One subscriber's fight to be seen
This week, I received a comment from one of my subscribers, whom I will refer to as KC. She wanted to share what happened to her on Tuesday when she tried to access urgent medical care through our public health system. Her story deserves to be told because it paints a grim picture of what New Zealanders now face when they fall seriously ill.

KC’s story
On Tuesday afternoon, she phoned her GP because she couldn’t physically make it to the clinic. She suffers from severe dizziness, heart fluttering, chest pain, shortness of breath, and COPD. After describing her symptoms, her doctor told her to go straight to the hospital. He suspected a serious issue with her heart or lungs and sent a referral to Waikato Hospital. Her husband called an ambulance, and St John staff did two ECGs - one at home and one on the way, both showing irregular heart activity.
Before they even reached the hospital, her husband received a call from the medical centre saying the hospital’s cardiology department was “too busy.” She would instead be sent through A&E. What he wasn’t told was that the GP’s referral letter stated she had “Atrial Fibrillation.”
The long wait begins
When she arrived at Waikato Hospital, she waited 35 minutes in the ambulance before being moved into triage.
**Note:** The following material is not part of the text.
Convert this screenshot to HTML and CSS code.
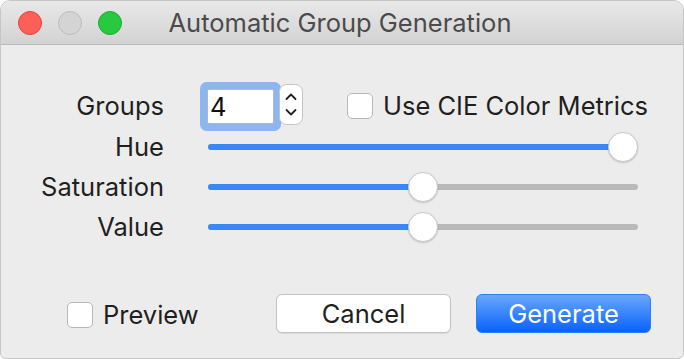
FILE: index.html
```html
<!DOCTYPE html>
<html lang="en">
<head>
  <meta charset="UTF-8">
  <title>Automatic Group Generation</title>
  <link rel="stylesheet" href="styles.css">
</head>
<body>

  <div class="window">
    <div class="titlebar">
      <div class="lights">
        <span class="light close"></span>
        <span class="light min"></span>
        <span class="light zoom"></span>
      </div>
      <div class="title">Automatic Group Generation</div>
    </div>

    <div class="content">
      <div class="form">
        <div class="label">Groups</div>
        <div class="groups-row">
          <div class="number-field">4</div>
          <span class="stepper">
            <svg width="24" height="41" viewBox="0 0 24 41">
              <rect x="0.5" y="0.5" width="23" height="40" rx="7" fill="#fff" stroke="#c4c4c4"/>
              <path d="M7.5 15 L12 10.5 L16.5 15" fill="none" stroke="#222" stroke-width="1.8" stroke-linecap="round" stroke-linejoin="round"/>
              <path d="M7.5 26 L12 30.5 L16.5 26" fill="none" stroke="#222" stroke-width="1.8" stroke-linecap="round" stroke-linejoin="round"/>
            </svg>
          </span>
          <label class="check cie"><span class="box"></span>Use CIE Color Metrics</label>
        </div>

        <div class="label">Hue</div>
        <div class="slider">
          <div class="track"><div class="fill" style="width: calc(100% - 15px)"></div></div>
          <div class="thumb" style="left: calc(100% - 30px)"></div>
        </div>

        <div class="label">Saturation</div>
        <div class="slider">
          <div class="track"><div class="fill" style="width: calc(50% + 0px)"></div></div>
          <div class="thumb" style="left: calc(50% - 15px)"></div>
        </div>

        <div class="label">Value</div>
        <div class="slider">
          <div class="track"><div class="fill" style="width: calc(50% + 0px)"></div></div>
          <div class="thumb" style="left: calc(50% - 15px)"></div>
        </div>
      </div>

      <div class="footer">
        <label class="check preview"><span class="box"></span>Preview</label>
        <div class="buttons">
          <button class="button cancel">Cancel</button>
          <button class="button primary">Generate</button>
        </div>
      </div>
    </div>
  </div>

</body>
</html>
```

FILE: styles.css
```css
body {
  margin: 0;
  background: #ffffff;
  font-family: 'Inter', 'Liberation Sans', sans-serif;
  color: #1f1f1f;
}

.window {
  width: 684px;
  height: 359px;
  box-sizing: border-box;
  border: 1px solid #c6c6c6;
  border-radius: 10px 10px 6px 6px;
  background: #ececec;
  overflow: hidden;
}

.titlebar {
  height: 43px;
  border-bottom: 1px solid #b9b9b9;
  background: linear-gradient(#e9e8e9, #d4d3d4);
  display: grid;
  grid-template-columns: 1fr auto 1fr;
  align-items: center;
}

.lights {
  display: flex;
  gap: 16px;
  padding-left: 17px;
  padding-top: 1px;
}

.light {
  width: 22px;
  height: 22px;
  border-radius: 50%;
  border: 1px solid;
}

.light.close { background: #fe5f57; border-color: #e0443e; }
.light.min { background: #d4d4d4; border-color: #bcbcbc; }
.light.zoom { background: #28c940; border-color: #1dad2b; }

.title {
  font-size: 25.5px;
  color: #4b4b4b;
  margin-left: -4px;
}

.content {
  padding-top: 40px;
}

.form {
  display: grid;
  grid-template-columns: 163px 1fr;
  grid-template-rows: 42px 40px 39px 41px;
  column-gap: 43px;
  align-items: center;
}

.label {
  justify-self: end;
  font-size: 25.5px;
  line-height: 1;
}

.groups-row {
  display: flex;
  align-items: center;
}

.number-field {
  width: 67px;
  height: 35px;
  box-sizing: border-box;
  border: 1px solid #a9b9cf;
  background: #fff;
  border-radius: 2px;
  box-shadow: 0 0 0 7px #8db6f0;
  font-size: 25.5px;
  line-height: 33px;
  padding-left: 2px;
  color: #111;
}

.stepper {
  display: flex;
  margin-left: 5px;
  margin-top: -3px;
}

.check {
  display: flex;
  align-items: center;
  gap: 10px;
  font-size: 25.5px;
}

.check.cie {
  margin-left: 44px;
  margin-top: -1px;
}

.box {
  width: 26px;
  height: 26px;
  box-sizing: border-box;
  background: #fff;
  border: 1px solid #b7b7b7;
  border-radius: 5px;
}

.slider {
  position: relative;
  width: 430px;
  height: 30px;
  margin-left: 1px;
}

.track {
  position: absolute;
  left: 0;
  right: 0;
  top: 12px;
  height: 6px;
  border-radius: 3px;
  background: #b9b9b9;
  overflow: hidden;
}

.fill {
  height: 100%;
  background: #3a87fc;
}

.thumb {
  position: absolute;
  top: 0;
  width: 30px;
  height: 30px;
  box-sizing: border-box;
  border-radius: 50%;
  background: #fff;
  border: 1px solid #c9c9c9;
  box-shadow: 0 1px 2px rgba(0, 0, 0, 0.18);
}

.footer {
  display: flex;
  align-items: center;
  margin-top: 47px;
  padding-left: 66px;
  padding-right: 32px;
}

.check.preview {
  margin-top: 2px;
}

.buttons {
  margin-left: auto;
  display: flex;
  gap: 25px;
}

.button {
  height: 39px;
  width: 175px;
  border-radius: 6px;
  font-family: inherit;
  font-size: 25.5px;
  padding: 0;
}

.button.cancel {
  background: #fff;
  color: #1f1f1f;
  border: 1px solid #c3c3c3;
  box-shadow: 0 1px 1px rgba(0, 0, 0, 0.08);
}

.button.primary {
  background: linear-gradient(#6aa7fc, #0862fb);
  color: #fff;
  border: 1px solid #2f7cf4;
}
```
The ambulance bays were full. Once inside, she waited again while the “handover” happened. Two Māori men nearby were laughing and joking loudly. They even directed their remarks toward her. She ignored them, but the lack of privacy and dignity was clear from the start.
Eventually she was placed in the waiting area, which was packed. Most people weren’t alone. They were chatting, eating from vending machines, and laughing, seemingly there for anything but emergencies. “Why are they here at A&E meant for sick people?” she wondered. She sat in that chair for three hours, never once seen by a doctor.
Three nurses, no doctors
Over those three hours she was approached by three different nurses, each taking her into a private room for tests, an ECG, a blood test, then another ECG. All were foreign nurses. One, with broken English, asked if the fading insect bites on her ankle were why she had come to A&E. That question alone made her question how such people were being registered to work in New Zealand hospitals.
By the time her husband arrived, she’d already decided to give it another 45 minutes. When no doctor appeared, she told staff she would leave. She was offered her blood test results. One hormone was low, calcium normal, but still no medical assessment. Dinner had been a dry sandwich, inedible for a diabetic who needed real food to take insulin. She left at 8:12 p.m. exhausted, hungry, and without answers.
She left a comment early Thursday morning, still wheezing, dizzy, and struggling to breathe. Her message ended with a chilling line: “I’ve told hubby to refer to this message should I suffer a stroke or heart attack.”
Our health system is stretched to breaking point, where seriously ill people are triaged behind those who shouldn’t even be in emergency departments, and where foreign staff with questionable communication skills are filling the roles Kiwis once proudly held.
When people start writing messages like this, just in case they don’t make it, you know something is deeply wrong with our country’s priorities.
Labour can promise all the free doctor visits it wants, but when even urgent cases cannot get seen by a doctor, “free” means nothing.